President Barack Obama
The Whitehouse
Washington, D. C.
Dear Mr. President:
Thank you Mr. President, for making America's Great Outdoors a priority. Thank you too for this chance to comment on what I believe to be of enormous value to this nation, the world, and most certainly the future of our species.
My comments are based on my professional knowledge, training, and experience that spans over four decades. I have a Ph.D. in chemistry that allowed me to pursue 30 years of biomedical research, drug discovery, and medicinal chemistry at the National Institutes of Health in Bethesda where I ended my time as a section chief in 1999. I then became Professor and Chair of Chemistry at Northern Arizona University in Flagstaff where I served for eight years. During that time I was also appointed a Full Investigator at the University of Arizona Cancer Center and also appointed as Professor of Medicine at the University of Arizona Medical School. I have published over 200 scientific papers, edited four books on drug discovery and medicine, been granted several patents, and was the co-founding scientist of a start-up company.
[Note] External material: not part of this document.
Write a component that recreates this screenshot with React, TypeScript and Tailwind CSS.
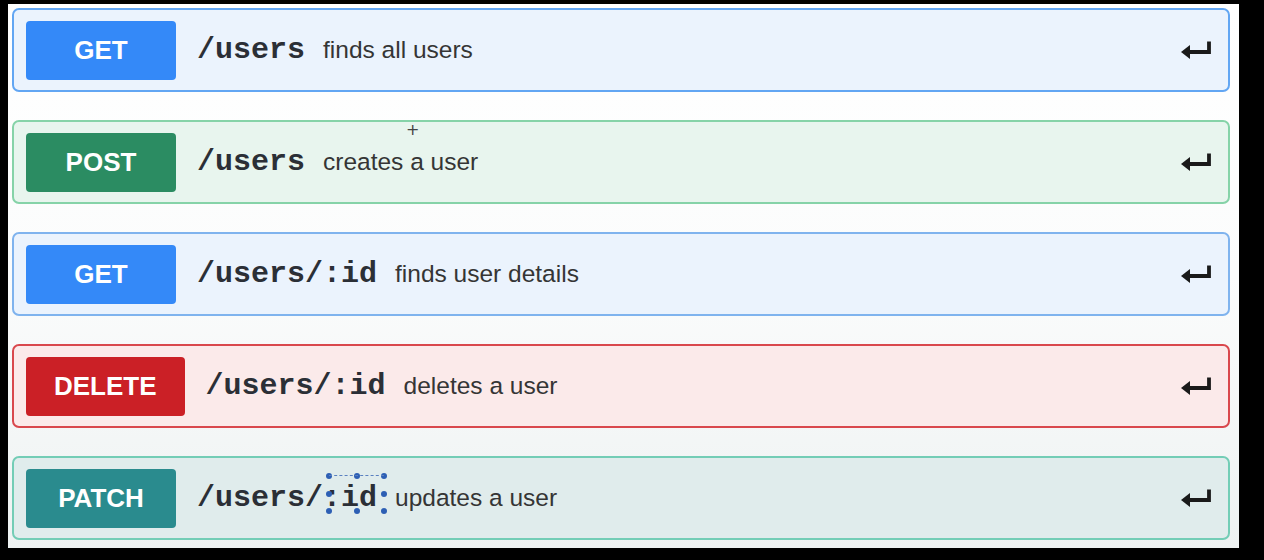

My concern expressed here is about the dependence of the drug discovery process on products of the natural world. Fully half of the medicines in use today arose from plant, microorganism, or animals. In the case of anticancer therapeutics, that number approaches 70% or more. The 1990’s saw big pharma turn away from natural product drug discovery efforts in favor of what appeared to be less expensive, more productive means of discovery. The tough lesson learned is that our science is not advanced enough for that, and a path is being beaten back to the natural world as a source of novel medicines as well as clues on what artificial molecules could be of medical use. While the challenges poised by common infectious diseases, metabolic and genetic diseases, and cancer are mind numbing, we must also bear in mind the growing threat of emerging infectious diseases, bacterial resistance to antibiotics, and bioterrorism. We will never run out of the need for novel medicinals.
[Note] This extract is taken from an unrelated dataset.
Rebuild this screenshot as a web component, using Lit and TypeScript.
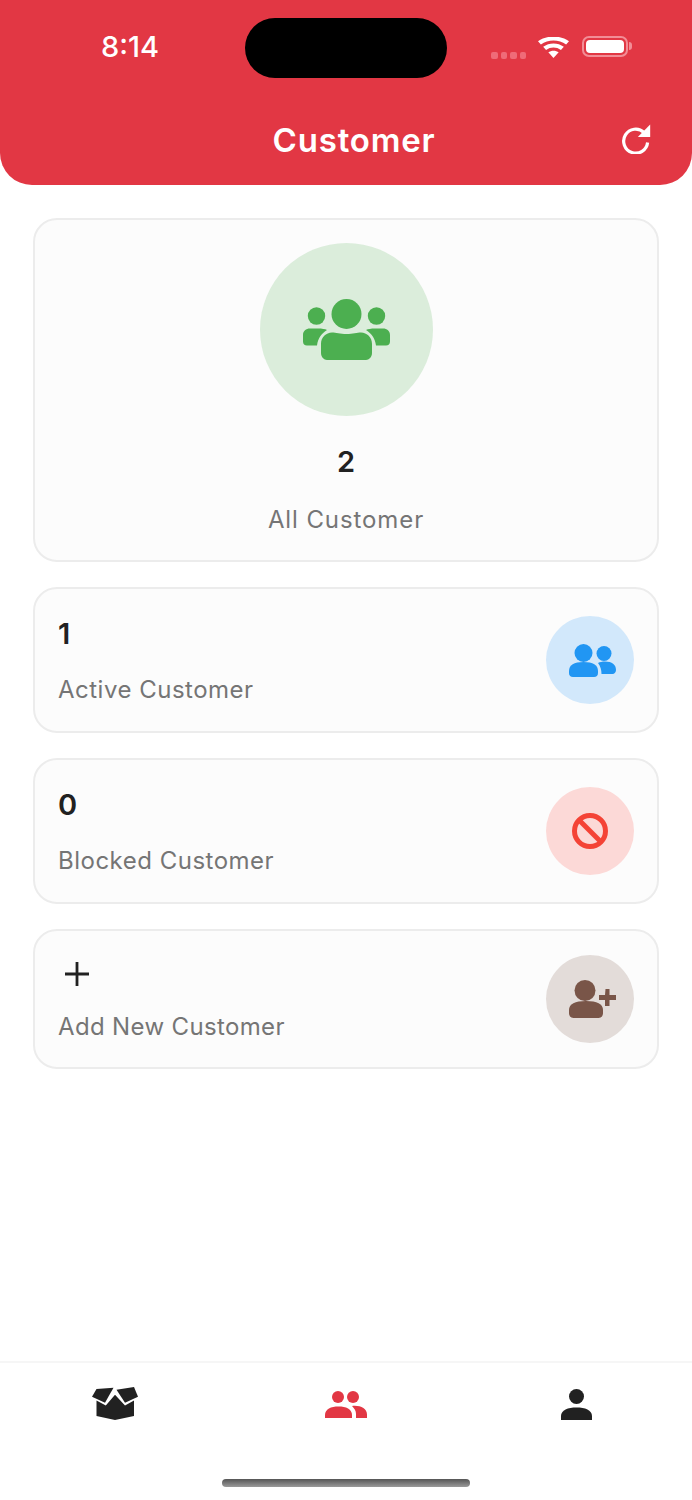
import { LitElement, html, css } from "lit";
import { customElement } from "lit/decorators.js";

const groupsIcon = html`<svg class="i-groups" viewBox="0 0 87 61" fill="#4caf50">
  <circle cx="43.500" cy="15" r="15"/><circle cx="13.500" cy="17" r="8.700"/><circle cx="73.500" cy="17" r="8.700"/>
  <path d="M18 45c0-7 5-11 11-11.500 4 0 8 1.500 14.500 1.500s10.500-1.500 14.500-1.500c6 .5 11 4.500 11 11.500v9c0 4-3 7-6 7H24c-3 0-6-3-6-7z"/>
  <path d="M0 36c0-4 3-6.500 7-6.500h8c4 0 7 .5 9 1.500-5 3-9 8-10 15.500H4c-2.500 0-4-1.500-4-4z"/>
  <path d="M87 36c0-4-3-6.500-7-6.500h-8c-4 0-7 .5-9 1.500 5 3 9 8 10 15.500H83c2.500 0 4-1.500 4-4z"/>
</svg>`;

const peopleIcon = html`<svg class="i-people" viewBox="0 0 47 33" fill="#2196f3">
  <circle cx="14.500" cy="9" r="9"/><circle cx="35" cy="9.500" r="7.500"/>
  <path d="M0 27c0-6 5-9 14.500-9S29 21 29 27v2c0 2.500-1.500 4-4 4H4c-2.500 0-4-1.500-4-4z"/>
  <path d="M29 19c2-1 4-1.500 7-1.500 7 0 11 3 11 8.500 0 2-1.500 4-3.500 4H32.500c0-4-1-8-3.500-11z"/>
</svg>`;

const banIcon = html`<svg class="i-ban" viewBox="0 0 36 36" fill="none" stroke="#f44336" stroke-width="5">
  <circle cx="18" cy="18" r="15.500"/><path d="M7 7l22 22"/>
</svg>`;

const addIcon = html`<svg class="i-add" viewBox="0 0 47 38" fill="#795548">
  <circle cx="16" cy="10.500" r="10.500"/>
  <path d="M0 30c0-6 6-9 17-9s17 3 17 9v3c0 3-2 5-4.500 5H4.500C2 38 0 36 0 33z"/>
  <path d="M36.500 9h4v6h6.500v5h-6.500v6h-4.500v-6h-6v-5h6z"/>
</svg>`;

const plusIcon = html`<svg class="i-plus" viewBox="0 0 24 24" fill="none" stroke="#212121" stroke-width="2.800">
  <path d="M0 12h24M12 0v24"/>
</svg>`;

const boxIcon = html`<svg class="i-box" viewBox="0 0 46 33" fill="#212121">
  <path d="M0 9.800L4.500 2l17-1.200L13 15.800z"/>
  <path d="M46 9.800L42 0 24.500 2.800l8.500 13z"/>
  <path d="M4.500 13.500L13.800 18.500 23 7.800 33 18.500 42 13.500v15.500L23 33 4.500 29z"/>
</svg>`;

const navPeople = html`<svg class="i-nav-people" viewBox="0 0 42 27" fill="#e23744">
  <circle cx="13" cy="6" r="6"/><circle cx="28" cy="6" r="6"/>
  <path d="M0 27v-3c0-6 6-8.500 13.500-8.500S27 18 27 24v3z"/>
  <path d="M27 15c8-1 15 2.500 15 8.500V27H31v-4c0-3-1.500-5.500-4-8z"/>
</svg>`;

const navPerson = html`<svg class="i-nav-person" viewBox="0 0 31 31" fill="#212121">
  <circle cx="15.500" cy="7.500" r="7.500"/>
  <path d="M0 31v-4c0-6 7-8.500 15.500-8.500S31 21 31 27v4z"/>
</svg>`;

const refreshIcon = html`<svg class="i-refresh" viewBox="0 0 30 30" fill="none">
  <path d="M23 8.500A12 12 0 1 0 26.600 18.500" stroke="#fff" stroke-width="3.200"/>
  <path d="M29.200 0.500v12.500H16.800z" fill="#fff"/>
</svg>`;

const wifiIcon = html`<svg class="i-wifi" viewBox="0 0 30 23" preserveAspectRatio="none" fill="#fff">
  <path d="M15 23l-5-6.200c2.800-2.400 7.200-2.400 10 0z"/>
  <path d="M7.800 14.300L5 10.800c5.800-5 14.200-5 20 0l-2.800 3.500c-4.300-3.600-10.100-3.600-14.400 0z"/>
  <path d="M2.800 8.100L0 4.700c8.600-7 21.400-7 30 0l-2.800 3.400C20.200 2.500 9.800 2.500 2.800 8.100z"/>
</svg>`;

@customElement("app-root")
export class AppRoot extends LitElement {
  static styles = css`
    :host {
      display: flex;
      flex-direction: column;
      height: 1500px;
      background: #fff;
      font-family: "Inter", "Liberation Sans", sans-serif;
      color: #212121;
    }
    .header {
      background: #e23744;
      height: 185px;
      border-radius: 0 0 32px 32px;
      display: flex;
      flex-direction: column;
      flex: none;
    }
    .status {
      position: relative;
      height: 78px;
      flex: none;
    }
    .time {
      position: absolute;
      left: 101px;
      top: 29px;
      font-size: 29px;
      line-height: 36px;
      font-weight: 500;
      color: #fff;
    }
    .island {
      position: absolute;
      left: 245px;
      top: 18px;
      width: 202px;
      height: 60px;
      border-radius: 30px;
      background: #000;
    }
    .status-right {
      position: absolute;
      left: 491px;
      top: 35px;
      display: flex;
      align-items: flex-start;
    }
    .dots {
      display: flex;
      gap: 3px;
      margin-top: 17px;
    }
    .dot {
      width: 6.500px;
      height: 6.500px;
      border-radius: 2px;
      background: #ef6b78;
    }
    .i-wifi {
      width: 31px;
      height: 21px;
      margin-left: 12px;
      margin-top: 2px;
    }
    .battery {
      margin-left: 13px;
      width: 46px;
      height: 21px;
      box-sizing: border-box;
      border: 2px solid #f28d96;
      border-radius: 7px;
      padding: 2px;
      margin-top: 1px;
    }
    .battery div {
      width: 100%;
      height: 100%;
      background: #fff;
      border-radius: 4px;
    }
    .nub {
      width: 3px;
      height: 8px;
      margin-top: 7px;
      margin-left: 1px;
      background: #f28d96;
      border-radius: 0 3px 3px 0;
    }
    .titlebar {
      display: flex;
      align-items: center;
      justify-content: center;
      position: relative;
      height: 44px;
      margin-top: 40px;
    }
    .title {
      color: #fff;
      font-size: 33px;
      font-weight: 600;
      letter-spacing: 0.8px;
      line-height: 44px;
      margin-left: 16px;
    }
    .i-refresh {
      position: absolute;
      left: 621px;
      top: 6px;
      width: 30px;
      height: 30px;
    }
    .main {
      flex: 1;
      padding: 33px 33px 0;
      display: flex;
      flex-direction: column;
      gap: 25px;
    }
    .card {
      box-sizing: border-box;
      background: #fcfcfc;
      border: 2px solid #ececec;
      border-radius: 24px;
    }
    .card.all {
      height: 344px;
      display: flex;
      flex-direction: column;
      align-items: center;
      padding-top: 23px;
    }
    .card.row {
      height: 146px;
      display: flex;
      align-items: center;
      justify-content: space-between;
      padding: 0 23px;
    }
    .card.row.add {
      height: 140px;
    }
    .circle {
      flex: none;
      width: 88px;
      height: 88px;
      border-radius: 50%;
      display: flex;
      align-items: center;
      justify-content: center;
    }
    .circle.big {
      width: 173px;
      height: 173px;
      background: #dbeddb;
    }
    .blue { background: #d2e8fb; }
    .red { background: #fcd9d7; }
    .brown { background: #e3dcd9; }
    .num {
      font-size: 29px;
      font-weight: 600;
      line-height: 40px;
      color: #212121;
    }
    .all .num {
      margin-top: 26px;
    }
    .label {
      font-size: 24px;
      line-height: 36px;
      color: #757575;
      letter-spacing: 0.5px;
    }
    .all .label {
      margin-top: 20px;
      letter-spacing: 0.9px;
    }
    .text {
      display: flex;
      flex-direction: column;
      gap: 18px;
      padding-top: 2px;
    }
    .add .text {
      gap: 23px;
      padding-top: 0;
    }
    .add .label {
      letter-spacing: 0.35px;
    }
    .i-groups { width: 87px; height: 61px; }
    .i-people { width: 47px; height: 33px; margin-left: 4px; }
    .i-ban { width: 36px; height: 36px; }
    .i-add { width: 47px; height: 38px; margin-left: 4px; }
    .i-plus { width: 24px; height: 24px; margin: 8px 0 0 7px; display: block; }
    .nav {
      flex: none;
      height: 139px;
      box-sizing: border-box;
      border-top: 2px solid #f6f6f6;
      display: flex;
      flex-direction: column;
      align-items: center;
    }
    .tabs {
      display: grid;
      grid-template-columns: repeat(3, 1fr);
      width: 692px;
      height: 116px;
      flex: none;
    }
    .tab {
      display: flex;
      justify-content: center;
      align-items: flex-start;
    }
    .i-box { width: 46px; height: 33px; margin-top: 24px; }
    .i-nav-people { width: 42px; height: 27px; margin-top: 28px; }
    .i-nav-person { width: 31px; height: 31px; margin-top: 26px; }
    .home {
      width: 248px;
      height: 8px;
      border-radius: 4px;
      background: linear-gradient(#555, #9a9a9a);
    }
  `;

  render() {
    return html`
      <header class="header">
        <div class="status">
          <span class="time">8:14</span>
          <div class="island"></div>
          <div class="status-right">
            <div class="dots">
              <span class="dot"></span><span class="dot"></span><span class="dot"></span><span class="dot"></span>
            </div>
            ${wifiIcon}
            <div class="battery"><div></div></div>
            <div class="nub"></div>
          </div>
        </div>
        <div class="titlebar">
          <span class="title">Customer</span>
          ${refreshIcon}
        </div>
      </header>
      <main class="main">
        <section class="card all">
          <div class="circle big">${groupsIcon}</div>
          <div class="num">2</div>
          <div class="label">All Customer</div>
        </section>
        <section class="card row">
          <div class="text"><div class="num">1</div><div class="label">Active Customer</div></div>
          <div class="circle blue">${peopleIcon}</div>
        </section>
        <section class="card row">
          <div class="text"><div class="num">0</div><div class="label">Blocked Customer</div></div>
          <div class="circle red">${banIcon}</div>
        </section>
        <section class="card row add">
          <div class="text">${plusIcon}<div class="label">Add New Customer</div></div>
          <div class="circle brown">${addIcon}</div>
        </section>
      </main>
      <nav class="nav">
        <div class="tabs">
          <div class="tab">${boxIcon}</div>
          <div class="tab">${navPeople}</div>
          <div class="tab">${navPerson}</div>
        </div>
        <div class="home"></div>
      </nav>
    `;
  }
}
However, even though we are faced with medical problems as great as any in history, we will-nilly continue to impoverish the natural cornucopia that has given the best medicine in history. I refer here to the present human-induced extinction crisis. I hope you have had time to read the writing of Harvard biologist E. O. Wilson, as well as such pre-eminent authorities as Stuart Pimm, Michael Soulé, John Terborgh, to name a few. I trust you are familiar with the findings of the International Union for the Conservation of Nature (IUCN) and related scientific organizations. The message from all these sources is the same. We are destroying the fabric of life on this planet. Humans are causing extinctions at a rate approaching that at the end of the age of dinosaurs (Cretaceous), the one initiated by a massive asteroid impact. And perhaps we are going to compete with the one at the end of the Permian (250 million yrs ago) when life itself nearly disappeared from Earth. We also KNOW that at least 20% of mammals, 30% of amphibians, and 12% of birds, 30% of flowering plants, 20% of reptiles, 40% of freshwater fishes, and 70% of freshwater mussels, and 20% of ferns, currently are threatened with extinction. And that's just a few examples. The scientific fact is that humans use over 40% of the primary productivity of this planet! That is 40% of the products of photosynthesis every year go to human use, directly or indirectly. We are only one species out of millions, and we depend on all the others for our food, clean water, clean air, pollination, medicines, wood and fiber, recreation, and many more services.